(Dataset rows)
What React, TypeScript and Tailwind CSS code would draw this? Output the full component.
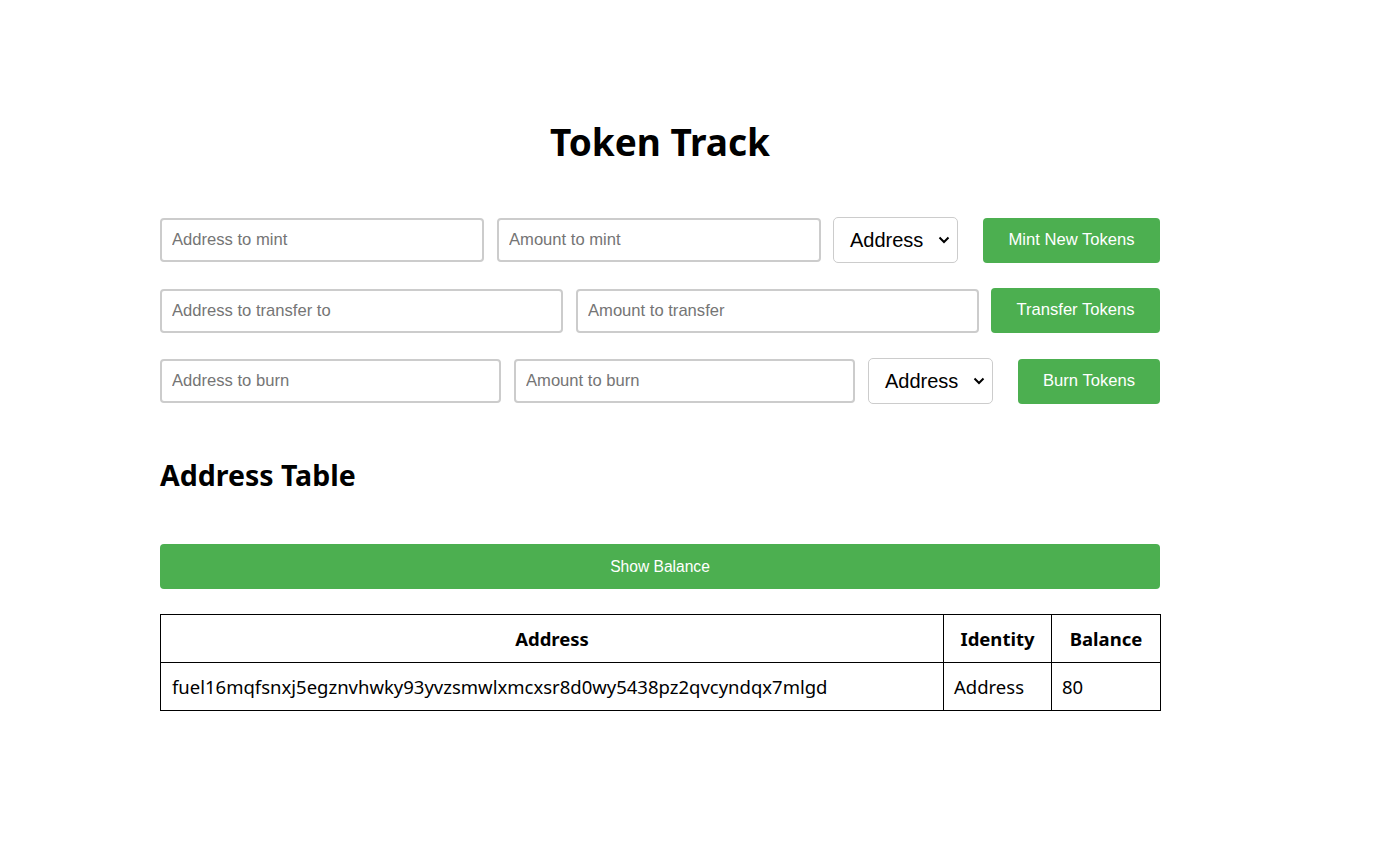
import React from "react";

const inputCls =
  "h-[44px] border-2 border-[#cccccc] rounded-[4px] px-[10px] text-[16.6px] text-black placeholder:text-[#757575] outline-none bg-white";
const btnCls =
  "h-[45px] bg-[#4caf50] text-white rounded-[4px] flex items-center justify-center";

function Select({ className = "" }: { className?: string }) {
  return (
    <div className={"relative h-[46px] w-[125px] " + className}>
      <div className="h-full w-full border border-[#cccccc] rounded-[5px] bg-white flex items-center pl-[16px] text-[20px] text-black">
        Address
      </div>
      <svg
        className="absolute right-[8px] top-1/2 -translate-y-1/2"
        width="12"
        height="8"
        viewBox="0 0 12 8"
        fill="none"
      >
        <path d="M1.5 1.5 L6 6 L10.5 1.5" stroke="#000" strokeWidth="2" />
      </svg>
    </div>
  );
}

export default function App() {
  return (
    <div
      className="min-h-[852px] bg-white text-black"
      style={{ fontFamily: '"Liberation Sans", Arial, sans-serif' }}
    >
      <div className="ml-[160px] w-[1000px] pt-[118px]">
        <h1
          className="text-center text-[37px] leading-[48px] font-bold"
          style={{ fontFamily: '"Noto Sans", sans-serif' }}
        >
          Token Track
        </h1>

        <div className="mt-[51px] flex items-center">
          <input className={inputCls + " w-[324px]"} placeholder="Address to mint" />
          <input className={inputCls + " w-[324px] ml-[13px]"} placeholder="Amount to mint" />
          <Select className="ml-[12px]" />
          <button className={btnCls + " w-[177px] ml-[25px] text-[16.6px]"}>Mint New Tokens</button>
        </div>

        <div className="mt-[25px] flex items-center">
          <input className={inputCls + " w-[403px]"} placeholder="Address to transfer to" />
          <input className={inputCls + " w-[403px] ml-[13px]"} placeholder="Amount to transfer" />
          <button className={btnCls + " w-[169px] ml-[12px] text-[16.6px]"}>Transfer Tokens</button>
        </div>

        <div className="mt-[25px] flex items-center">
          <input className={inputCls + " w-[341px]"} placeholder="Address to burn" />
          <input className={inputCls + " w-[341px] ml-[13px]"} placeholder="Amount to burn" />
          <Select className="ml-[13px]" />
          <button className={btnCls + " w-[142px] ml-[25px] text-[16.6px]"}>Burn Tokens</button>
        </div>

        <h2
          className="mt-[54px] text-[28.5px] leading-[34px] font-bold"
          style={{ fontFamily: '"Noto Sans", sans-serif' }}
        >
          Address Table
        </h2>

        <button className={btnCls + " w-full mt-[52px] text-[15.6px]"}>Show Balance</button>

        <table
          className="mt-[25px] w-[1000px] border-collapse table-fixed text-[18.5px]"
          style={{ fontFamily: '"Noto Sans", sans-serif' }}
        >
          <colgroup>
            <col className="w-[783px]" />
            <col className="w-[108px]" />
            <col className="w-[109px]" />
          </colgroup>
          <thead>
            <tr className="h-[48px]">
              <th className="border border-black px-[10px] font-bold text-center">Address</th>
              <th className="border border-black px-[8px] font-bold text-center">Identity</th>
              <th className="border border-black px-[8px] font-bold text-center">Balance</th>
            </tr>
          </thead>
          <tbody>
            <tr className="h-[48px]">
              <td className="border border-black px-[11px] text-left whitespace-nowrap">
                fuel16mqfsnxj5egznvhwky93yvzsmwlxmcxsr8d0wy5438pz2qvcyndqx7mlgd
              </td>
              <td className="border border-black px-[10px] text-left">Address</td>
              <td className="border border-black px-[10px] text-left">80</td>
            </tr>
          </tbody>
        </table>
      </div>
    </div>
  );
}
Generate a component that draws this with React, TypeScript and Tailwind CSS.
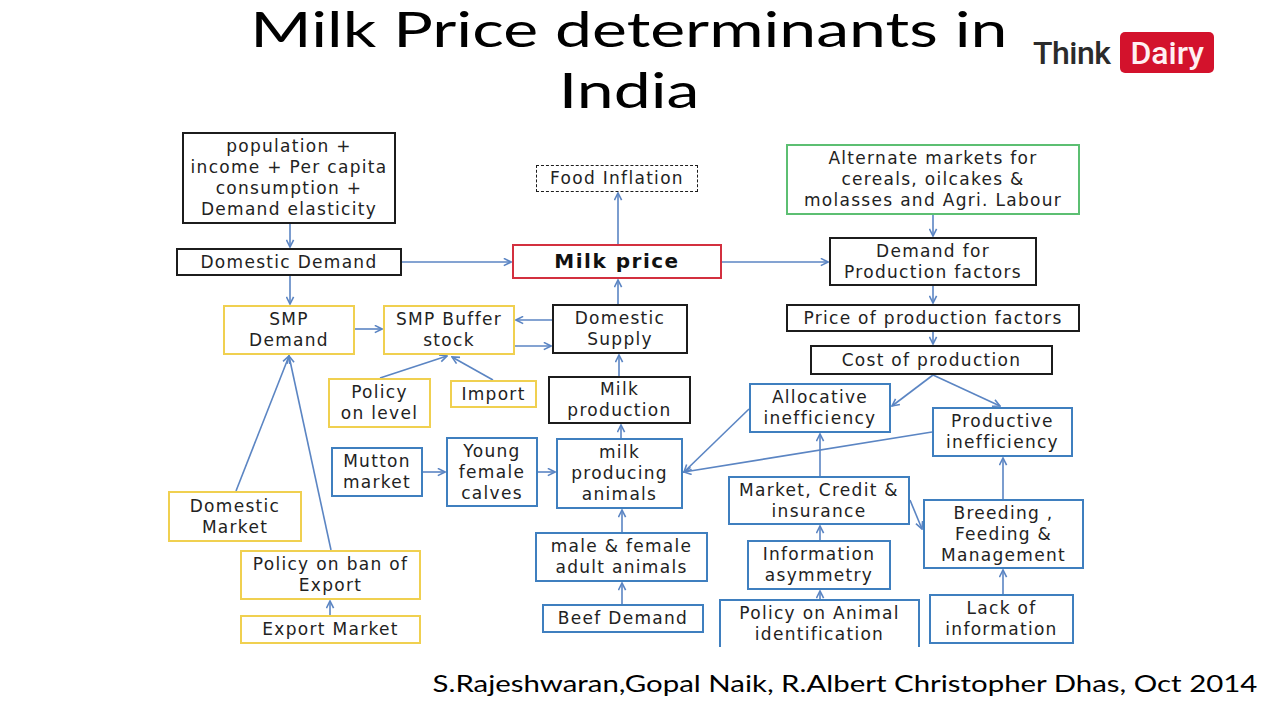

WORK REQUIRED ▸ Repeat the data exactly, dropping every picture it holds.

SOLUTION ▸
What React, TypeScript and Tailwind CSS code would draw this? Output the full component.
import React from "react";

const inputCls =
  "h-[44px] border-2 border-[#cccccc] rounded-[4px] px-[10px] text-[16.6px] text-black placeholder:text-[#757575] outline-none bg-white";
const btnCls =
  "h-[45px] bg-[#4caf50] text-white rounded-[4px] flex items-center justify-center";

function Select({ className = "" }: { className?: string }) {
  return (
    <div className={"relative h-[46px] w-[125px] " + className}>
      <div className="h-full w-full border border-[#cccccc] rounded-[5px] bg-white flex items-center pl-[16px] text-[20px] text-black">
        Address
      </div>
      <svg
        className="absolute right-[8px] top-1/2 -translate-y-1/2"
        width="12"
        height="8"
        viewBox="0 0 12 8"
        fill="none"
      >
        <path d="M1.5 1.5 L6 6 L10.5 1.5" stroke="#000" strokeWidth="2" />
      </svg>
    </div>
  );
}

export default function App() {
  return (
    <div
      className="min-h-[852px] bg-white text-black"
      style={{ fontFamily: '"Liberation Sans", Arial, sans-serif' }}
    >
      <div className="ml-[160px] w-[1000px] pt-[118px]">
        <h1
          className="text-center text-[37px] leading-[48px] font-bold"
          style={{ fontFamily: '"Noto Sans", sans-serif' }}
        >
          Token Track
        </h1>

        <div className="mt-[51px] flex items-center">
          <input className={inputCls + " w-[324px]"} placeholder="Address to mint" />
          <input className={inputCls + " w-[324px] ml-[13px]"} placeholder="Amount to mint" />
          <Select className="ml-[12px]" />
          <button className={btnCls + " w-[177px] ml-[25px] text-[16.6px]"}>Mint New Tokens</button>
        </div>

        <div className="mt-[25px] flex items-center">
          <input className={inputCls + " w-[403px]"} placeholder="Address to transfer to" />
          <input className={inputCls + " w-[403px] ml-[13px]"} placeholder="Amount to transfer" />
          <button className={btnCls + " w-[169px] ml-[12px] text-[16.6px]"}>Transfer Tokens</button>
        </div>

        <div className="mt-[25px] flex items-center">
          <input className={inputCls + " w-[341px]"} placeholder="Address to burn" />
          <input className={inputCls + " w-[341px] ml-[13px]"} placeholder="Amount to burn" />
          <Select className="ml-[13px]" />
          <button className={btnCls + " w-[142px] ml-[25px] text-[16.6px]"}>Burn Tokens</button>
        </div>

        <h2
          className="mt-[54px] text-[28.5px] leading-[34px] font-bold"
          style={{ fontFamily: '"Noto Sans", sans-serif' }}
        >
          Address Table
        </h2>

        <button className={btnCls + " w-full mt-[52px] text-[15.6px]"}>Show Balance</button>

        <table
          className="mt-[25px] w-[1000px] border-collapse table-fixed text-[18.5px]"
          style={{ fontFamily: '"Noto Sans", sans-serif' }}
        >
          <colgroup>
            <col className="w-[783px]" />
            <col className="w-[108px]" />
            <col className="w-[109px]" />
          </colgroup>
          <thead>
            <tr className="h-[48px]">
              <th className="border border-black px-[10px] font-bold text-center">Address</th>
              <th className="border border-black px-[8px] font-bold text-center">Identity</th>
              <th className="border border-black px-[8px] font-bold text-center">Balance</th>
            </tr>
          </thead>
          <tbody>
            <tr className="h-[48px]">
              <td className="border border-black px-[11px] text-left whitespace-nowrap">
                fuel16mqfsnxj5egznvhwky93yvzsmwlxmcxsr8d0wy5438pz2qvcyndqx7mlgd
              </td>
              <td className="border border-black px-[10px] text-left">Address</td>
              <td className="border border-black px-[10px] text-left">80</td>
            </tr>
          </tbody>
        </table>
      </div>
    </div>
  );
}
Generate a component that draws this with React, TypeScript and Tailwind CSS.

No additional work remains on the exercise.